Stated task: Pick out each line containing the string "styles" and copy it.

┌─ Information supplied

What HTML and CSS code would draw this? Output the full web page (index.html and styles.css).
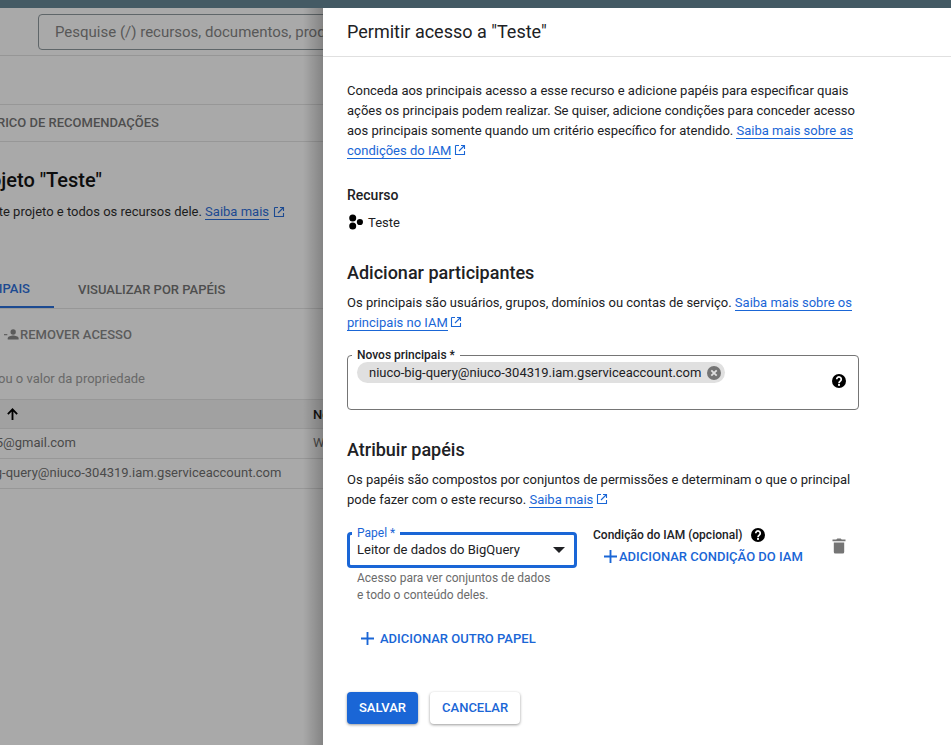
FILE: index.html
```html
<!DOCTYPE html>
<html lang="pt-BR">
<head>
<meta charset="utf-8">
<title>Permitir acesso a "Teste"</title>
<link rel="stylesheet" href="styles.css">
</head>
<body>
<div class="topbar"></div>
<div class="main">
  <div class="backdrop">
    <div class="search-row"><div class="search">Pesquise (/) recursos, documentos, produtos e muito mais</div></div>
    <div class="subtabs"><span class="subtab-text">HISTÓRICO DE RECOMENDAÇÕES</span></div>
    <div class="page-title"><span>Permissões do projeto "Teste"</span></div>
    <p class="page-desc"><span>Estas permissões afetam este projeto e todos os recursos dele. <span class="bd-link">Saiba mais</span></span>
      <svg class="ext" viewBox="0 0 12 12"><path d="M1.5 1.5h3.5M1.5 1.5v9h9V7M7 1.5h3.5V5M10.5 1.5 5 7" fill="none" stroke="currentColor" stroke-width="1.1"/></svg></p>
    <div class="tabs">
      <div class="tab active"><span>VISUALIZAR POR PRINCIPAIS</span></div>
      <div class="tab">VISUALIZAR POR PAPÉIS</div>
    </div>
    <div class="actions">
      <svg class="remove-icon" viewBox="0 0 18 14"><path d="M0 6.5h4v1.4H0z"/><circle cx="11" cy="4" r="3.2"/><path d="M4.5 13v-1.5c0-2.2 4.3-3.3 6.500-3.300s6.500 1.100 6.500 3.300V13z"/></svg>
      <span>REMOVER ACESSO</span>
    </div>
    <div class="filter"><span>Filtrar por nome ou o valor da propriedade</span></div>
    <div class="thead">
      <svg class="arrow" viewBox="0 0 14 14"><path d="M7 13V2M2 6.500 7 1.500l5 5" fill="none" stroke="currentColor" stroke-width="2"/></svg>
      <b class="th-name">Nome</b>
    </div>
    <div class="trow"><span class="cell-a">exemplo.5@gmail.com</span><span class="cell-b">Wagner</span></div>
    <div class="trow"><span class="cell-c">niuco-big-query@niuco-304319.iam.gserviceaccount.com</span></div>
    <div class="shade"></div>
  </div>

  <aside class="panel">
    <header class="panel-head">Permitir acesso a "Teste"</header>
    <div class="panel-body">
      <p class="text">Conceda aos principais acesso a esse recurso e adicione papéis para especificar quais ações os principais podem realizar. Se quiser, adicione condições para conceder acesso aos principais somente quando um critério específico for atendido. <a class="link">Saiba mais sobre as condições do IAM</a> <svg class="ext blue" viewBox="0 0 12 12"><path d="M1.500 1.500h3.500M1.500 1.500v9h9V7M7 1.500h3.500V5M10.500 1.500 5 7" fill="none" stroke="currentColor" stroke-width="1.100"/></svg></p>

      <h3 class="label-head">Recurso</h3>
      <div class="resource">
        <svg class="res-icon" viewBox="0 0 14 16"><circle cx="3.700" cy="3.900" r="3.500"/><circle cx="3.700" cy="12.100" r="3.500"/><circle cx="10.900" cy="8" r="3.100"/></svg>
        <span>Teste</span>
      </div>

      <h2 class="section">Adicionar participantes</h2>
      <p class="text">Os principais são usuários, grupos, domínios ou contas de serviço. <a class="link">Saiba mais sobre os principais no IAM</a> <svg class="ext blue" viewBox="0 0 12 12"><path d="M1.500 1.500h3.500M1.500 1.500v9h9V7M7 1.500h3.500V5M10.500 1.500 5 7" fill="none" stroke="currentColor" stroke-width="1.100"/></svg></p>

      <div class="field-principals">
        <span class="float-label">Novos principais *</span>
        <span class="chip">niuco-big-query@niuco-304319.iam.gserviceaccount.com
          <svg class="chip-x" viewBox="0 0 14 14"><circle cx="7" cy="7" r="7" fill="#757575"/><path d="M4.300 4.300l5.400 5.400M9.700 4.300l-5.400 5.400" stroke="#e0e0e0" stroke-width="1.800"/></svg>
        </span>
        <svg class="help help-abs" viewBox="0 0 24 24"><use href="#help"/></svg>
      </div>

      <h2 class="section section-roles">Atribuir papéis</h2>
      <p class="text">Os papéis são compostos por conjuntos de permissões e determinam o que o principal pode fazer com o este recurso. <a class="link">Saiba mais</a> <svg class="ext blue" viewBox="0 0 12 12"><path d="M1.500 1.500h3.500M1.500 1.500v9h9V7M7 1.500h3.500V5M10.500 1.500 5 7" fill="none" stroke="currentColor" stroke-width="1.100"/></svg></p>

      <div class="role-row">
        <div class="role-col">
          <div class="select">
            <span class="float-label focus">Papel *</span>
            <span>Leitor de dados do BigQuery</span>
            <span class="caret"></span>
          </div>
          <p class="hint">Acesso para ver conjuntos de dados<br>e todo o conteúdo deles.</p>
        </div>
        <div class="cond-col">
          <div class="cond-title"><span>Condição do IAM (opcional)</span>
            <svg class="help" viewBox="0 0 24 24"><use href="#help"/></svg>
          </div>
          <a class="text-btn cond-btn"><svg class="plus" viewBox="0 0 14 14"><path d="M0 6h14v2H0zM6 0h2v14H6z"/></svg>ADICIONAR CONDIÇÃO DO IAM</a>
        </div>
        <svg class="trash" viewBox="0 0 14 16"><path d="M1.800 4.500h10.400V14a1.500 1.500 0 0 1-1.500 1.500H3.300A1.500 1.500 0 0 1 1.800 14zM.5 1.500h3.800l1-1h3.400l1 1h3.800v1.800H.5z"/></svg>
      </div>

      <a class="text-btn add-role"><svg class="plus" viewBox="0 0 14 14"><path d="M0 6h14v2H0zM6 0h2v14H6z"/></svg>ADICIONAR OUTRO PAPEL</a>

      <div class="buttons">
        <button class="btn primary">SALVAR</button>
        <button class="btn secondary">CANCELAR</button>
      </div>
    </div>
  </aside>
</div>
<svg class="defs" width="0" height="0"><defs><symbol id="help" viewBox="0 0 24 24"><circle cx="12" cy="12" r="10.500"/><path d="M8.600 9.400a3.400 3.400 0 1 1 5.400 2.700c-1.300 1-2 1.500-2 3.100" fill="none" stroke="#fff" stroke-width="2.600"/><rect x="10.600" y="16.500" width="2.800" height="2.800" fill="#fff"/></symbol></defs></svg>
</body>
</html>
```
FILE: styles.css
```css
* { box-sizing: border-box; }
html, body { margin: 0; height: 100%; }
body {
  width: 951px;
  height: 745px;
  overflow: hidden;
  font-family: Roboto, "Liberation Sans", sans-serif;
  color: #202124;
  background: #fff;
  display: flex;
  flex-direction: column;
}
.defs { position: absolute; }
.topbar { height: 8px; background: #445a64; flex: none; }
.main { flex: 1; display: flex; min-height: 0; }

/* Dimmed page behind the panel */
.backdrop {
  position: relative;
  flex: 0 0 323px;
  overflow: hidden;
  background: #a9a9a9;
  color: #4e4e4e;
  font-size: 13px;
  white-space: nowrap;
}
.shade {
  position: absolute;
  top: 0; right: 0; bottom: 0;
  width: 20px;
  background: linear-gradient(to right, rgba(0,0,0,0), rgba(0,0,0,.22));
}
.search-row {
  height: 48px;
  padding: 6px 0 0 38px;
  border-bottom: 1px solid #969696;
  overflow: hidden;
}
.search {
  width: 520px;
  height: 36px;
  border: 1px solid #5f6669;
  border-radius: 4px;
  padding-left: 16px;
  font-size: 15px;
  line-height: 34px;
  color: #585858;
}
.subtabs {
  margin-top: 48px;
  height: 38px;
  padding-bottom: 2px;
  border-top: 1px solid #979797;
  border-bottom: 1px solid #979797;
  display: flex;
  align-items: center;
  justify-content: flex-end;
}
.subtab-text { font-weight: 500; font-size: 13px; margin-right: 164px; }
.page-title {
  margin-top: 25px;
  height: 26px;
  display: flex;
  justify-content: flex-end;
  width: 102px;
  font-size: 20px;
  font-weight: 500;
  line-height: 26px;
  color: #0d0d0d;
}
.page-desc {
  margin: 9px 0 0;
  width: 285px;
  height: 20px;
  line-height: 20px;
  display: flex;
  justify-content: flex-end;
  align-items: center;
  gap: 4px;
  color: #1c1c1c;
}
.bd-link { color: #1c4a91; border-bottom: 1px solid #1c4a91; }
.ext { width: 12px; height: 12px; flex: none; vertical-align: -1px; color: #1c4a91; }
.ext.blue { color: #1a66d6; margin-left: -1px; }
.tabs {
  margin-top: 47px;
  height: 40px;
  border-bottom: 1px solid #979797;
  display: flex;
  font-size: 13px;
  font-weight: 500;
}
.tab { display: flex; align-items: center; height: 39px; padding-top: 2px; margin-left: 24px; }
.tab.active {
  width: 54px;
  margin-left: 0;
  justify-content: flex-end;
  padding-right: 24px;
  color: #1c4a91;
  border-bottom: 2px solid #1c4a91;
}
.actions {
  height: 50px;
  display: flex;
  align-items: center;
  padding-left: 4px;
  font-weight: 500;
  font-size: 13px;
  color: #5b5b5b;
}
.remove-icon { width: 15px; height: 13px; fill: #5b5b5b; margin-right: 1px; }
.filter {
  margin-top: 10px;
  height: 20px;
  width: 145px;
  display: flex;
  justify-content: flex-end;
  color: #686868;
  line-height: 20px;
}
.thead {
  margin-top: 10px;
  height: 30px;
  background: #a1a1a1;
  border-top: 1px solid #979797;
  border-bottom: 1px solid #979797;
  display: flex;
  align-items: center;
  justify-content: space-between;
  padding-left: 6px;
  color: #000;
}
.arrow { width: 13px; height: 13px; }
.th-name { width: 10px; overflow: hidden; font-size: 13px; font-weight: 500; color: #111; }
.trow {
  height: 30px;
  padding-bottom: 2px;
  border-bottom: 1px solid #979797;
  display: flex;
  align-items: center;
  justify-content: space-between;
  color: #4a4a4a;
}
.cell-a { margin-left: -57px; }
.cell-b { width: 10px; overflow: hidden; }
.cell-c { margin-left: -51px; }

/* Side panel */
.panel {
  flex: 1;
  background: #fff;
  min-width: 0;
  display: flex;
  flex-direction: column;
}
.panel-head {
  height: 49px;
  flex: none;
  padding: 0 24px 2px;
  display: flex;
  align-items: center;
  font-size: 18px;
  color: #202124;
  border-bottom: 1px solid #e0e0e0;
}
.panel-body { padding: 24px 96px 0 24px; }
.text { margin: 0; font-size: 13px; line-height: 20px; color: #202124; }
.link { color: #1a66d6; border-bottom: 1px solid #1a66d6; }
.label-head { margin: 24px 0 0; font-size: 14px; font-weight: 500; line-height: 20px; }
.resource {
  margin-top: 7px;
  padding-left: 2px;
  height: 20px;
  display: flex;
  align-items: center;
  gap: 5px;
  font-size: 13px;
}
.res-icon { width: 14px; height: 16px; }
.section { margin: 29px 0 8px; font-size: 18px; font-weight: 500; line-height: 24px; color: #202124; }
.section-roles { margin-top: 28px; }
.field-principals {
  position: relative;
  margin: 22px -4px 0 0;
  height: 55px;
  border: 1px solid #757575;
  border-radius: 4px;
  padding: 6px 9px;
  width: 512px;
}
.float-label {
  position: absolute;
  top: -8px;
  left: 4px;
  padding: 0 5px;
  background: #fff;
  font-size: 12px;
  font-weight: 500;
  line-height: 14px;
  color: #202124;
}
.chip {
  display: inline-flex;
  align-items: center;
  height: 21px;
  padding: 0 4px 0 12px;
  gap: 6px;
  border-radius: 11px;
  background: #e0e0e0;
  font-size: 13px;
  color: #202124;
}
.chip-x { width: 14px; height: 14px; }
.help { width: 16px; height: 16px; fill: #000; flex: none; }
.help-abs { position: absolute; top: 17px; right: 11px; }
.role-row { display: flex; margin-top: 17px; }
.role-col { width: 230px; flex: none; padding-top: 5px; }
.select {
  position: relative;
  height: 36px;
  border: 3px solid #1a66d6;
  border-radius: 4px;
  padding: 5px 0 0 7px;
  font-size: 13px;
  line-height: 20px;
  display: flex;
  justify-content: space-between;
}
.float-label.focus { color: #1a66d6; top: -9px; left: 2px; font-weight: 400; }
.caret {
  width: 0; height: 0;
  margin: 7px 9px 0 0;
  border-left: 6px solid transparent;
  border-right: 6px solid transparent;
  border-top: 6px solid #202124;
}
.hint { margin: 2px 0 0 10px; font-size: 12px; line-height: 17px; color: #6b6b6b; }
.cond-col { margin-left: 16px; width: 222px; flex: none; }
.cond-title {
  display: flex;
  align-items: center;
  gap: 8px;
  font-size: 12px;
  font-weight: 500;
  height: 16px;
}
.text-btn {
  display: flex;
  align-items: center;
  color: #1a66d6;
  font-size: 13px;
  font-weight: 500;
  height: 20px;
}
.cond-btn { margin: 3px 0 0 11px; gap: 2px; }
.plus { width: 13px; height: 13px; fill: #1a66d6; flex: none; }
.trash { width: 14px; height: 16px; fill: #757575; margin: 11px 0 0 17px; flex: none; }
.add-role { margin: 24px 0 0 14px; gap: 6px; }
.buttons { margin-top: 44px; display: flex; gap: 12px; }
.btn {
  height: 32px;
  border: 0;
  border-radius: 4px;
  font: 500 13px Roboto, "Liberation Sans", sans-serif;
  padding: 0 12px 2px;
  box-shadow: 0 1px 3px rgba(0,0,0,.4);
}
.primary { background: #1a66d6; color: #fff; }
.secondary { background: #fff; color: #1a66d6; }
```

└─

Full answer:
What HTML and CSS code would draw this? Output the full web page (index.html and styles.css).
<link rel="stylesheet" href="styles.css">
FILE: styles.css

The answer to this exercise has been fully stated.